All the data below goes into the copy word for word, but the pictures don't.

....................

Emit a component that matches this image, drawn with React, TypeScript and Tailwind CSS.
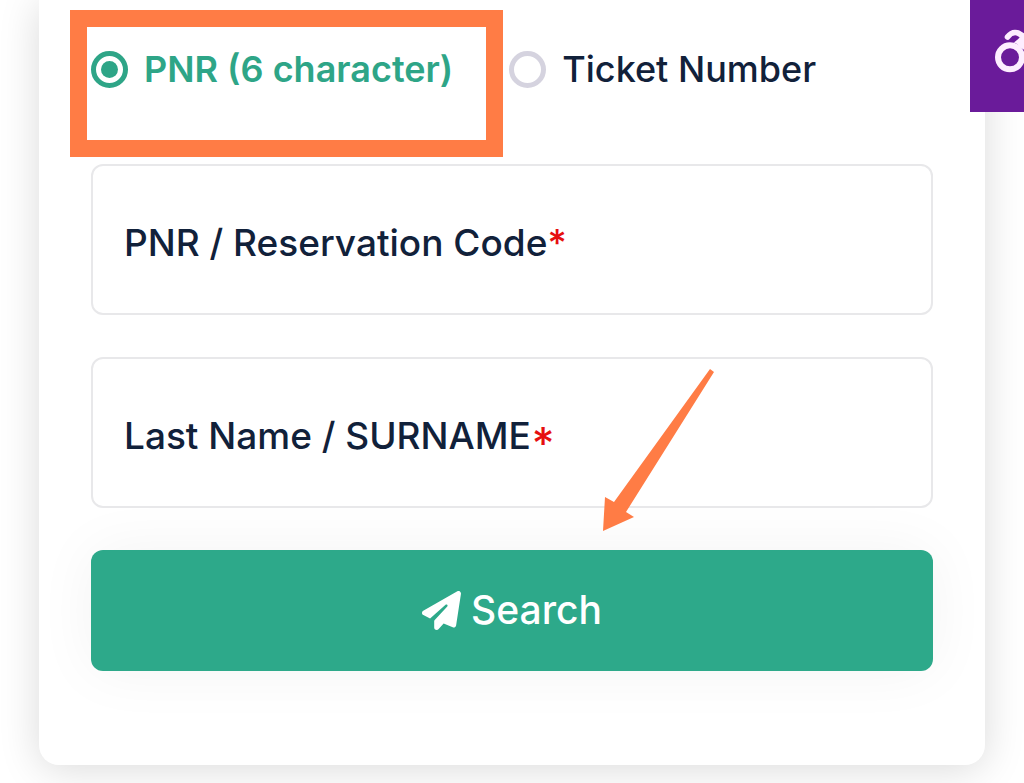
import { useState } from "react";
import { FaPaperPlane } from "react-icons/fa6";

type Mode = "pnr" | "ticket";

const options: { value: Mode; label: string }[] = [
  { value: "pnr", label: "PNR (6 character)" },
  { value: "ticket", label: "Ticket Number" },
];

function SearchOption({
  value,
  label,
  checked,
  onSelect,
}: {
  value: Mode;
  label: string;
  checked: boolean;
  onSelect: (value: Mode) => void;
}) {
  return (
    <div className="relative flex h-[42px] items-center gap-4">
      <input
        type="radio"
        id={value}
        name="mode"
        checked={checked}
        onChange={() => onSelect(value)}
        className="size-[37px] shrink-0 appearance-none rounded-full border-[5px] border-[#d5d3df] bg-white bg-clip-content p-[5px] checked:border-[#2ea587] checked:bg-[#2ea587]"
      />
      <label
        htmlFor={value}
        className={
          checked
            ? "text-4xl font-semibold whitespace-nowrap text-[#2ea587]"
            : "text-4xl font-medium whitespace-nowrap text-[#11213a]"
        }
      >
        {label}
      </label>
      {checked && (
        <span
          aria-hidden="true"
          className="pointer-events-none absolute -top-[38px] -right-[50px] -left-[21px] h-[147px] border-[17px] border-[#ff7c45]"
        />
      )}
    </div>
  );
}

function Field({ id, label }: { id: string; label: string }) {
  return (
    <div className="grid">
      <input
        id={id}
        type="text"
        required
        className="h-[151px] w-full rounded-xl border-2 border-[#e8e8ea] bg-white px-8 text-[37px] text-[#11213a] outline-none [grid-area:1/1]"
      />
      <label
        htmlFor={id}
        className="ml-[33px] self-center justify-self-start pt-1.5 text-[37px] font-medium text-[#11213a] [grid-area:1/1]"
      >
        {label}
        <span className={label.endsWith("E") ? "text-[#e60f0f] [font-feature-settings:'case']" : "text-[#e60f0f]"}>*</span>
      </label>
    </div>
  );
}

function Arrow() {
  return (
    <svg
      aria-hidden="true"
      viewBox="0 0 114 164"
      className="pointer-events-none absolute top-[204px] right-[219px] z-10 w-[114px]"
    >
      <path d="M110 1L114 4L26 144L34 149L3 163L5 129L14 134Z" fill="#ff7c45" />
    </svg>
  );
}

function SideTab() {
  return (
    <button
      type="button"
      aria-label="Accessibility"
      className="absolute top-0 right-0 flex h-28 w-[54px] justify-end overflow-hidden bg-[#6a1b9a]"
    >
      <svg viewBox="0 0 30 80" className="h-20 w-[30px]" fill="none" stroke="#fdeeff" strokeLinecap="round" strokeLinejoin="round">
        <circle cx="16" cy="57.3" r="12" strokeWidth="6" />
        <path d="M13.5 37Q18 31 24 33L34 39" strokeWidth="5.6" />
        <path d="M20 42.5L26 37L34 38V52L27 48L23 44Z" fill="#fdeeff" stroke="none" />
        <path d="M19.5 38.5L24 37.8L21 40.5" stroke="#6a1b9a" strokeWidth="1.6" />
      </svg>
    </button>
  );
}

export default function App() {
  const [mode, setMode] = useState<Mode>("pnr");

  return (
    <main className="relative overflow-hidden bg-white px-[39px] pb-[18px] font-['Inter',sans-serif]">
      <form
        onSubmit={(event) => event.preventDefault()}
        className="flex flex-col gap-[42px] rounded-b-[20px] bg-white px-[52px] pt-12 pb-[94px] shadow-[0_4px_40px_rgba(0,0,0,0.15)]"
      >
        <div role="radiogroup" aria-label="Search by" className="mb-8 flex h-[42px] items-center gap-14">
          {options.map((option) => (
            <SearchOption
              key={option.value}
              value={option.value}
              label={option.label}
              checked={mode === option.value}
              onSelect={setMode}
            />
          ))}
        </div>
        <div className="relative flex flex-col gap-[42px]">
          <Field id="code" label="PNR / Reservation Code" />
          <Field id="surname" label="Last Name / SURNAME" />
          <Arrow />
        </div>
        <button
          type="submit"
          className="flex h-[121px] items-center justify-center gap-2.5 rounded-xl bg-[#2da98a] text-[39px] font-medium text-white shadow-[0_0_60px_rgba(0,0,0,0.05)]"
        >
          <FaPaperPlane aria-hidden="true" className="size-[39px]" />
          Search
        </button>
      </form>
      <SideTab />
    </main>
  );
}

....................

● **Completed task**
Emit a component that matches this image, drawn with React, TypeScript and Tailwind CSS.
import { useState } from "react";
import { FaPaperPlane } from "react-icons/fa6";

type Mode = "pnr" | "ticket";

const options: { value: Mode; label: string }[] = [
  { value: "pnr", label: "PNR (6 character)" },
  { value: "ticket", label: "Ticket Number" },
];

function SearchOption({
  value,
  label,
  checked,
  onSelect,
}: {
  value: Mode;
  label: string;
  checked: boolean;
  onSelect: (value: Mode) => void;
}) {
  return (
    <div className="relative flex h-[42px] items-center gap-4">
      <input
        type="radio"
        id={value}
        name="mode"
        checked={checked}
        onChange={() => onSelect(value)}
        className="size-[37px] shrink-0 appearance-none rounded-full border-[5px] border-[#d5d3df] bg-white bg-clip-content p-[5px] checked:border-[#2ea587] checked:bg-[#2ea587]"
      />
      <label
        htmlFor={value}
        className={
          checked
            ? "text-4xl font-semibold whitespace-nowrap text-[#2ea587]"
            : "text-4xl font-medium whitespace-nowrap text-[#11213a]"
        }
      >
        {label}
      </label>
      {checked && (
        <span
          aria-hidden="true"
          className="pointer-events-none absolute -top-[38px] -right-[50px] -left-[21px] h-[147px] border-[17px] border-[#ff7c45]"
        />
      )}
    </div>
  );
}

function Field({ id, label }: { id: string; label: string }) {
  return (
    <div className="grid">
      <input
        id={id}
        type="text"
        required
        className="h-[151px] w-full rounded-xl border-2 border-[#e8e8ea] bg-white px-8 text-[37px] text-[#11213a] outline-none [grid-area:1/1]"
      />
      <label
        htmlFor={id}
        className="ml-[33px] self-center justify-self-start pt-1.5 text-[37px] font-medium text-[#11213a] [grid-area:1/1]"
      >
        {label}
        <span className={label.endsWith("E") ? "text-[#e60f0f] [font-feature-settings:'case']" : "text-[#e60f0f]"}>*</span>
      </label>
    </div>
  );
}

function Arrow() {
  return (
    <svg
      aria-hidden="true"
      viewBox="0 0 114 164"
      className="pointer-events-none absolute top-[204px] right-[219px] z-10 w-[114px]"
    >
      <path d="M110 1L114 4L26 144L34 149L3 163L5 129L14 134Z" fill="#ff7c45" />
    </svg>
  );
}

function SideTab() {
  return (
    <button
      type="button"
      aria-label="Accessibility"
      className="absolute top-0 right-0 flex h-28 w-[54px] justify-end overflow-hidden bg-[#6a1b9a]"
    >
      <svg viewBox="0 0 30 80" className="h-20 w-[30px]" fill="none" stroke="#fdeeff" strokeLinecap="round" strokeLinejoin="round">
        <circle cx="16" cy="57.3" r="12" strokeWidth="6" />
        <path d="M13.5 37Q18 31 24 33L34 39" strokeWidth="5.6" />
        <path d="M20 42.5L26 37L34 38V52L27 48L23 44Z" fill="#fdeeff" stroke="none" />
        <path d="M19.5 38.5L24 37.8L21 40.5" stroke="#6a1b9a" strokeWidth="1.6" />
      </svg>
    </button>
  );
}

export default function App() {
  const [mode, setMode] = useState<Mode>("pnr");

  return (
    <main className="relative overflow-hidden bg-white px-[39px] pb-[18px] font-['Inter',sans-serif]">
      <form
        onSubmit={(event) => event.preventDefault()}
        className="flex flex-col gap-[42px] rounded-b-[20px] bg-white px-[52px] pt-12 pb-[94px] shadow-[0_4px_40px_rgba(0,0,0,0.15)]"
      >
        <div role="radiogroup" aria-label="Search by" className="mb-8 flex h-[42px] items-center gap-14">
          {options.map((option) => (
            <SearchOption
              key={option.value}
              value={option.value}
              label={option.label}
              checked={mode === option.value}
              onSelect={setMode}
            />
          ))}
        </div>
        <div className="relative flex flex-col gap-[42px]">
          <Field id="code" label="PNR / Reservation Code" />
          <Field id="surname" label="Last Name / SURNAME" />
          <Arrow />
        </div>
        <button
          type="submit"
          className="flex h-[121px] items-center justify-center gap-2.5 rounded-xl bg-[#2da98a] text-[39px] font-medium text-white shadow-[0_0_60px_rgba(0,0,0,0.05)]"
        >
          <FaPaperPlane aria-hidden="true" className="size-[39px]" />
          Search
        </button>
      </form>
      <SideTab />
    </main>
  );
}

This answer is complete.